===== RECORDS SHOWN =====

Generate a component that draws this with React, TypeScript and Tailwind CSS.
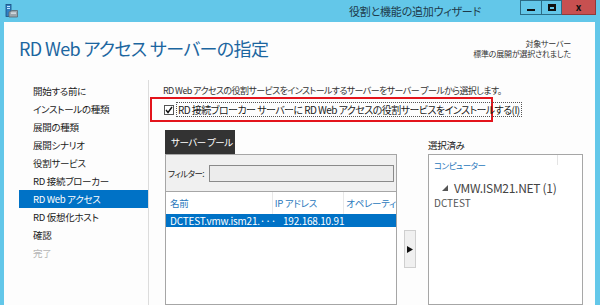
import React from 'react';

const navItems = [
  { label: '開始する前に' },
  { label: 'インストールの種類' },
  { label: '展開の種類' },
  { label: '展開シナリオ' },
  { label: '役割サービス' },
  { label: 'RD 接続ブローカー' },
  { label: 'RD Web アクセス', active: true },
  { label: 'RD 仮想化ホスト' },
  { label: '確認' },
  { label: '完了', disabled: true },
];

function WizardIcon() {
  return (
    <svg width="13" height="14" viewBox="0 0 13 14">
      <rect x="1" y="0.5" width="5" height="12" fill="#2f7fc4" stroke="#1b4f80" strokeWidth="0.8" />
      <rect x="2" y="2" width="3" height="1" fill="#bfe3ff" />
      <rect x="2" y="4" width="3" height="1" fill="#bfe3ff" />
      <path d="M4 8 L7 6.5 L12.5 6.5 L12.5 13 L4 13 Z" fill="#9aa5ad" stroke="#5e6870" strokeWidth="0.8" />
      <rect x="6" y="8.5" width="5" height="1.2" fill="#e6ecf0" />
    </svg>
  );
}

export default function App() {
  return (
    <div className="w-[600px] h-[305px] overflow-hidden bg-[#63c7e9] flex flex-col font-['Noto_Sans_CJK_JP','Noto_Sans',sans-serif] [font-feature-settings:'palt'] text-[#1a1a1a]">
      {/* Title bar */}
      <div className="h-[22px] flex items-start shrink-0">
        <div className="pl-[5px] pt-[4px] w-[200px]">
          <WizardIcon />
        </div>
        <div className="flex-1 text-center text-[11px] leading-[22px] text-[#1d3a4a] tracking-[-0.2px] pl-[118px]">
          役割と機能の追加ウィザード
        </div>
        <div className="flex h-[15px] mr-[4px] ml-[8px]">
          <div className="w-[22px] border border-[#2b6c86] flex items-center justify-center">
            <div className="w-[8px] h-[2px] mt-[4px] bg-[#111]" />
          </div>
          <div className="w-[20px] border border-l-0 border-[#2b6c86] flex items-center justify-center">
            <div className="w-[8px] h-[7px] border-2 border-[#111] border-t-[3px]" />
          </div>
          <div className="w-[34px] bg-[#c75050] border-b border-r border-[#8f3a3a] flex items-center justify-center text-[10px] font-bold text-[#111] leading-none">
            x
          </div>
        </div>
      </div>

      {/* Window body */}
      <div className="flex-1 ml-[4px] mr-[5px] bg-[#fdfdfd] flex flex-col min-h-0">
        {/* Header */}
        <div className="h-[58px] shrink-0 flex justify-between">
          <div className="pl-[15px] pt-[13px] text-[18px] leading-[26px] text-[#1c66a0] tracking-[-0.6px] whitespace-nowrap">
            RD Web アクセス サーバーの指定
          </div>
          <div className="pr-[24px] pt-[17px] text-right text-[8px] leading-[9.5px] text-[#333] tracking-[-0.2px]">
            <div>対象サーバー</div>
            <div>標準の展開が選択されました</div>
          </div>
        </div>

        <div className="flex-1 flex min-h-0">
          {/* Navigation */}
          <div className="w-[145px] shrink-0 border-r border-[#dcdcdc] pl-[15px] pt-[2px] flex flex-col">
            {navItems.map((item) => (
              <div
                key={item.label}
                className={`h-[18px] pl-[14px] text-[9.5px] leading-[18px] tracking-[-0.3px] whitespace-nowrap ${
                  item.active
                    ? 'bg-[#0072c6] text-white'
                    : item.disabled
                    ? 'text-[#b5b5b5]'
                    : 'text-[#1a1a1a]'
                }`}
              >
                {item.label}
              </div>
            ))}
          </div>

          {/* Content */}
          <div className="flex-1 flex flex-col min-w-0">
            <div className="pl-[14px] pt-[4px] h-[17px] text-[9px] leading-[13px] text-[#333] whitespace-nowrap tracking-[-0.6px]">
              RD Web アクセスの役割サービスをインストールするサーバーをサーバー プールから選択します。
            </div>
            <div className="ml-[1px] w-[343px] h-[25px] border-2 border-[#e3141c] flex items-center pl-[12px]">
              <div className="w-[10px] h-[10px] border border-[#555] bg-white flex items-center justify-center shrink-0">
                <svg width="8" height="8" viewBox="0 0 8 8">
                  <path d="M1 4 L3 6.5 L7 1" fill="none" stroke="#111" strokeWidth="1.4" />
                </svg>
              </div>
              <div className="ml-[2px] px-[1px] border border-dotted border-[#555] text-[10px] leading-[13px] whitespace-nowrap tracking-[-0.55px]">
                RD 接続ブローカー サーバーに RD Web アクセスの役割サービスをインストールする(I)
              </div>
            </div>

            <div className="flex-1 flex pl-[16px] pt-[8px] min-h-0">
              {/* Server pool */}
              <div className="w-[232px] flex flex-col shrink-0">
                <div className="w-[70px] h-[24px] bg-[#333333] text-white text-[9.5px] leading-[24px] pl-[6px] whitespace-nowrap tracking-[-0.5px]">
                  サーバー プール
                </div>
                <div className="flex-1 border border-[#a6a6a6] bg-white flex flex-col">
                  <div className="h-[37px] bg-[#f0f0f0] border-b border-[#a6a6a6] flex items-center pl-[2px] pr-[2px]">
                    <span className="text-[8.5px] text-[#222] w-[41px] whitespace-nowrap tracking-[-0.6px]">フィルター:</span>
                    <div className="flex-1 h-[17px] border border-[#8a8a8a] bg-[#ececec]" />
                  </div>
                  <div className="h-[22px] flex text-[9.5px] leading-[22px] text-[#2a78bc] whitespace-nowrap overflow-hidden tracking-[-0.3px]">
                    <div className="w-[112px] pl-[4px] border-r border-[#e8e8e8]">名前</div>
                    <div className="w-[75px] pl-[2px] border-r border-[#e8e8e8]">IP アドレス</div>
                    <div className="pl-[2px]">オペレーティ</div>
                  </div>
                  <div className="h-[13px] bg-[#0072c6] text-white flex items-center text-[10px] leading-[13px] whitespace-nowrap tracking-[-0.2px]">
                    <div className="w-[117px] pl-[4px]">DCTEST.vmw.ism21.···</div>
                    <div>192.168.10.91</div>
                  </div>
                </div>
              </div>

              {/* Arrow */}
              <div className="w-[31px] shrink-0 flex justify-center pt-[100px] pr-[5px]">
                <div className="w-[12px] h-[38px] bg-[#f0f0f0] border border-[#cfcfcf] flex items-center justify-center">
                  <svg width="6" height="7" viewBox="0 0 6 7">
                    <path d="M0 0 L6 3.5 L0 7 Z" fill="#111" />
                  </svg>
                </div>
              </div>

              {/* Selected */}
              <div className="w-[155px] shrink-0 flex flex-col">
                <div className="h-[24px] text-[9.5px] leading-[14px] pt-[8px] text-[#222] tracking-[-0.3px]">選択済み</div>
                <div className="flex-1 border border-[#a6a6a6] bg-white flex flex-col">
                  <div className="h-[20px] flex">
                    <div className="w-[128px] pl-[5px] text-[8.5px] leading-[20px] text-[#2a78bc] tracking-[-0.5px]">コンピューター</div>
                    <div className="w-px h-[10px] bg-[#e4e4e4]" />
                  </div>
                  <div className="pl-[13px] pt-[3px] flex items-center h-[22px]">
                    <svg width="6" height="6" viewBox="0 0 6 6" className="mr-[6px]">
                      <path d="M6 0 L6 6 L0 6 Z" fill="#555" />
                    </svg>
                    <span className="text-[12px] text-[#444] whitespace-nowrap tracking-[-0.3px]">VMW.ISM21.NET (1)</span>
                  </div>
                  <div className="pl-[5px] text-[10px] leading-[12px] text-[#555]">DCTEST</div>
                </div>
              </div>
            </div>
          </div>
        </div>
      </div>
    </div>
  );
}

=====
===== RECORDS SHOWN =====

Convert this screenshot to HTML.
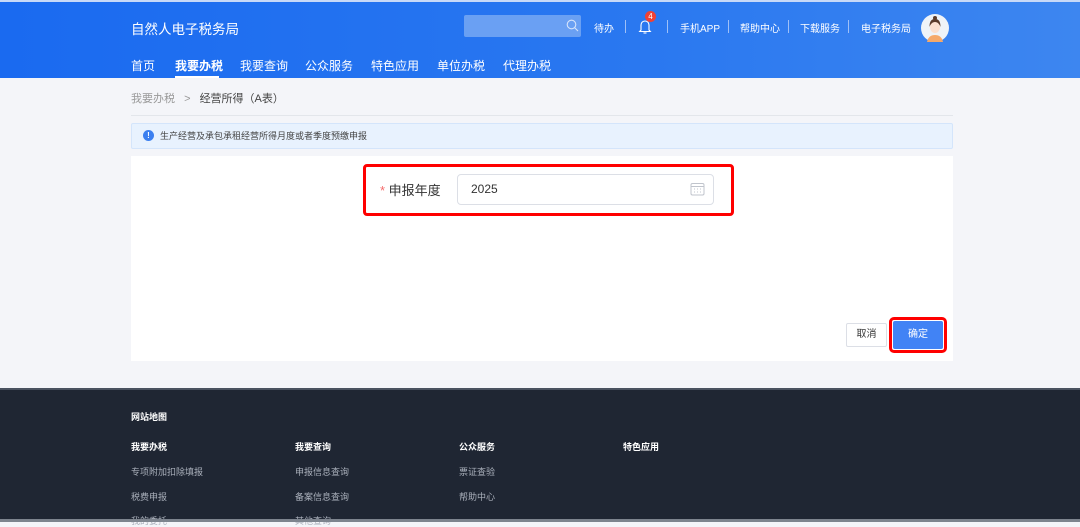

=====

■ WHAT IS NEEDED ■
Copy exactly the part of the material above that opens with the line containing "Generate a component" and closes with the line containing "import React from 'react';", ends included. Drop the images.

■ RESPONSE TO THE EXERCISE ■
Generate a component that draws this with React, TypeScript and Tailwind CSS.
import React from 'react';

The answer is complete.